Chamoun sera président. Azan multiplie les parenthèses historiques qui font de cette « biographie » un support idéal pour expliquer l’histoire ancienne et contemporaine du Liban telle que la vit, la voit et la subit son héroïne. Chamoun a l’intelligence de faire confiance à la société civile qu’il met à contribution pour animer la vie culturelle du pays et notamment le festival de Baalbeck dont la première édition est réalisée comme un miracle, improvisée en quelques semaines.

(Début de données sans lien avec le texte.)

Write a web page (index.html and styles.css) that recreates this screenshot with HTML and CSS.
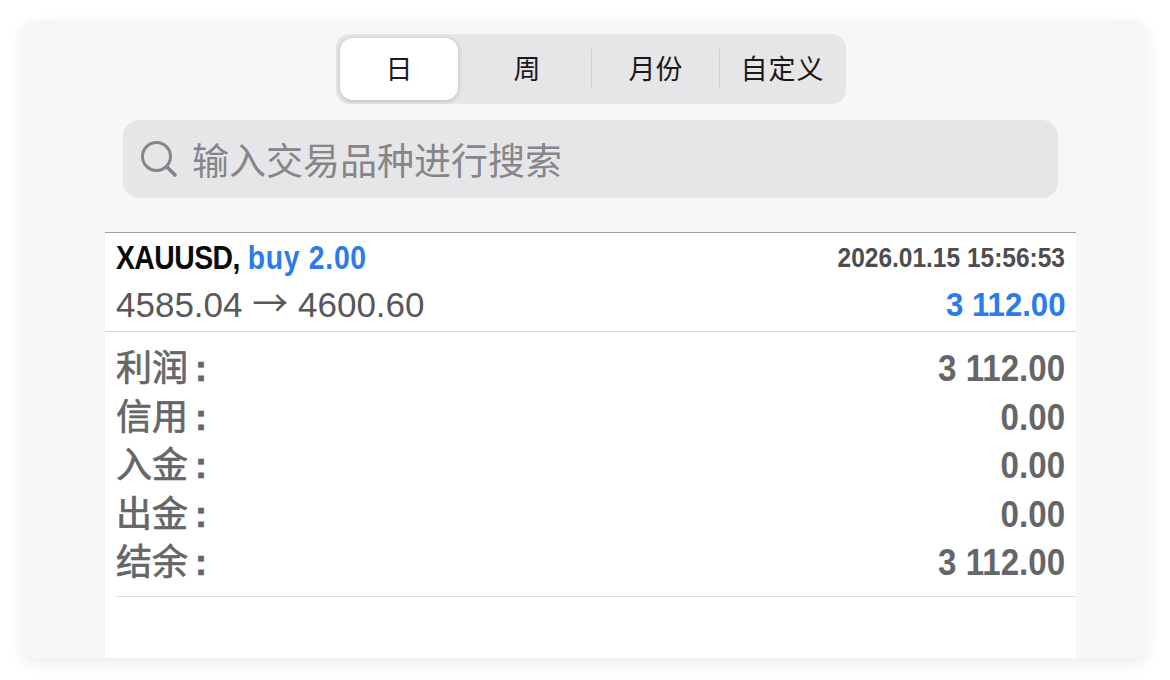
FILE: index.html
```html
<!DOCTYPE html>
<html lang="zh-CN">
<head>
    <meta charset="UTF-8">
    <title>历史</title>
    <link rel="stylesheet" href="styles.css">
</head>
<body>
    <main class="card">
        <div class="segments">
            <span class="segment active">日</span>
            <span class="segment">周</span>
            <span class="divider"></span>
            <span class="segment">月份</span>
            <span class="divider"></span>
            <span class="segment custom">自定义</span>
        </div>
        <div class="search">
            <svg class="search-icon" width="38" height="38" viewBox="0 0 38 38" fill="none" stroke="#86868a" stroke-width="3" stroke-linecap="round">
                <circle cx="16.5" cy="16.5" r="14"/>
                <path d="M27 27 L35 35" stroke-width="3.8"/>
            </svg>
            <span class="search-text">输入交易品种进行搜索</span>
        </div>
        <section class="panel">
            <div class="deal">
                <div class="row">
                    <span class="deal-title"><b class="symbol">XAUUSD,</b> <b class="blue side">buy 2.00</b></span>
                    <span class="deal-time">2026.01.15 15:56:53</span>
                </div>
                <div class="row">
                    <span class="deal-price">4585.04 <span class="arrow">→</span> 4600.60</span>
                    <b class="deal-profit blue">3 112.00</b>
                </div>
            </div>
            <div class="summary">
                <div class="sum-row"><span class="sum-label">利润<i class="colon">:</i></span><b class="sum-value">3 112.00</b></div>
                <div class="sum-row"><span class="sum-label">信用<i class="colon">:</i></span><b class="sum-value">0.00</b></div>
                <div class="sum-row"><span class="sum-label">入金<i class="colon">:</i></span><b class="sum-value">0.00</b></div>
                <div class="sum-row"><span class="sum-label">出金<i class="colon">:</i></span><b class="sum-value">0.00</b></div>
                <div class="sum-row"><span class="sum-label">结余<i class="colon">:</i></span><b class="sum-value">3 112.00</b></div>
            </div>
        </section>
    </main>
</body>
</html>
```

FILE: styles.css
```css
* {
    box-sizing: border-box;
}
html, body {
    height: 100%;
}
body {
    margin: 0;
    padding: 20px 22px 22px;
    background-color: #fff;
    font-family: "Liberation Sans", "Noto Sans CJK SC", sans-serif;
    overflow: hidden;
}
.card {
    height: 638px;
    background-color: #f7f7f7;
    border-radius: 14px;
    box-shadow: 0 6px 16px rgba(0,0,0,0.07);
    padding-top: 14px;
    display: flex;
    flex-direction: column;
    overflow: hidden;
}
.segments {
    align-self: center;
    margin-left: 12px;
    width: 510px;
    height: 70px;
    background-color: #e6e6e8;
    border-radius: 14px;
    padding: 4px 0 4px 4px;
    display: flex;
    align-items: center;
    font-size: 27px;
    color: #1a1a1a;
}
.segment {
    flex: 0 0 auto;
    width: 118px;
    height: 62px;
    text-align: center;
    line-height: 64px;
}
.segment:nth-child(2) {
    width: 128px;
    margin-left: 5px;
}
.segment:nth-child(4) {
    width: 127px;
}
.segment:nth-child(6) {
    width: 125px;
}
.segment.custom {
    letter-spacing: 1px;
}
.segment.active {
    background-color: #fff;
    border-radius: 13px;
    box-shadow: 0 1px 5px rgba(0,0,0,0.2);
}
.divider {
    flex: 0 0 1px;
    height: 40px;
    background-color: #cfcfd1;
}
.search {
    margin: 16px 90px 34px 101px;
    height: 78px;
    background-color: #e6e6e8;
    border-radius: 16px;
    display: flex;
    align-items: center;
    padding-left: 17px;
    color: #86868a;
    font-size: 37px;
}
.search-icon {
    flex: none;
    margin-right: 14px;
}
.panel {
    flex: 1;
    margin: 0 72px 0 83px;
    background-color: #fff;
    border-top: 1px solid #a0a0a0;
}
.deal {
    padding: 1px 11px 0;
    height: 99px;
    border-bottom: 1px solid #d8d8d8;
}
.row {
    display: flex;
    justify-content: space-between;
    align-items: baseline;
    height: 47px;
    line-height: 47px;
}
.deal-title {
    display: inline-block;
    font-size: 33px;
    white-space: nowrap;
    transform: scaleX(0.858);
    transform-origin: left;
}
.symbol {
    color: #0a0a0a;
    letter-spacing: -0.6px;
}
.blue {
    color: #2b7bea;
}
.side {
    letter-spacing: 0.85px;
}
.deal-time {
    display: inline-block;
    font-size: 28px;
    font-weight: 700;
    color: #4d4d4f;
    white-space: nowrap;
    transform: translateY(-2px) scaleX(0.875);
    transform-origin: right;
}
.deal-price {
    font-size: 35px;
    color: #58585a;
}
.arrow {
    font-family: "Noto Sans CJK SC", sans-serif;
    font-size: 36px;
    line-height: 1;
}
.deal-profit {
    display: inline-block;
    font-size: 34px;
    transform: translateY(-1px) scaleX(0.915);
    transform-origin: right;
}
.summary {
    margin-left: 11px;
    height: 265px;
    padding: 13px 11px 0 0;
    border-bottom: 1px solid #dcdcdc;
}
.sum-row {
    display: flex;
    justify-content: space-between;
    align-items: baseline;
    height: 48.5px;
    line-height: 48.5px;
    color: #666668;
}
.sum-label {
    font-size: 36px;
    -webkit-text-stroke: 0.7px #666668;
}
.colon {
    font-style: normal;
    font-weight: 700;
    margin-left: 7px;
}
.sum-value {
    display: inline-block;
    font-size: 36px;
    transform: scaleX(0.92);
    transform-origin: right;
}
```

Membre des Jeunesses musicales libanaises, un club regroupant musiciens et mélomanes, May Arida est chargée par le président de la section musique de ce projet qu’il voyait « pluridisciplinaire, avec musique classique, jazz, opéra, ballet, théâtre français, anglais et arabe et folklore libanais ». Commence alors une période qui justifie le titre et le sous-titre de cette biographie : un rêve éveillé où se succèdent les rencontres avec les plus grands artistes du XXe siècle et où les profondes émotions de l’art se mêlent à l’émotion au moins aussi vibrante de l’amitié, dans l’environnement et les monuments sublimes de Baalbeck et du Liban. Comment résister à l’évocation de cette scène bouleversante à la fin de la première partie, où les deux maestros Richter et Rostropovitch, les spectateurs partis, reprennent leurs instruments et jouent encore jusqu’au bout de la nuit, « l’un pour l’autre, pour Baalbeck, pour les dieux, pour la nuit immense » ? Ce « conte », il était une fois une femme, il était une fois le Liban, retrace des années de grâce. Les moins de… 40 ans auront du mal à y croire. La guerre ayant défait la magie, il en reste au moins le souvenir.


 
 
 
BIBLIOGRAPHIE
May Arida, Le rêve de Baalbeck de Nabil el Azan, Éditions de la Revue Phénicienne, 2013, 159 p.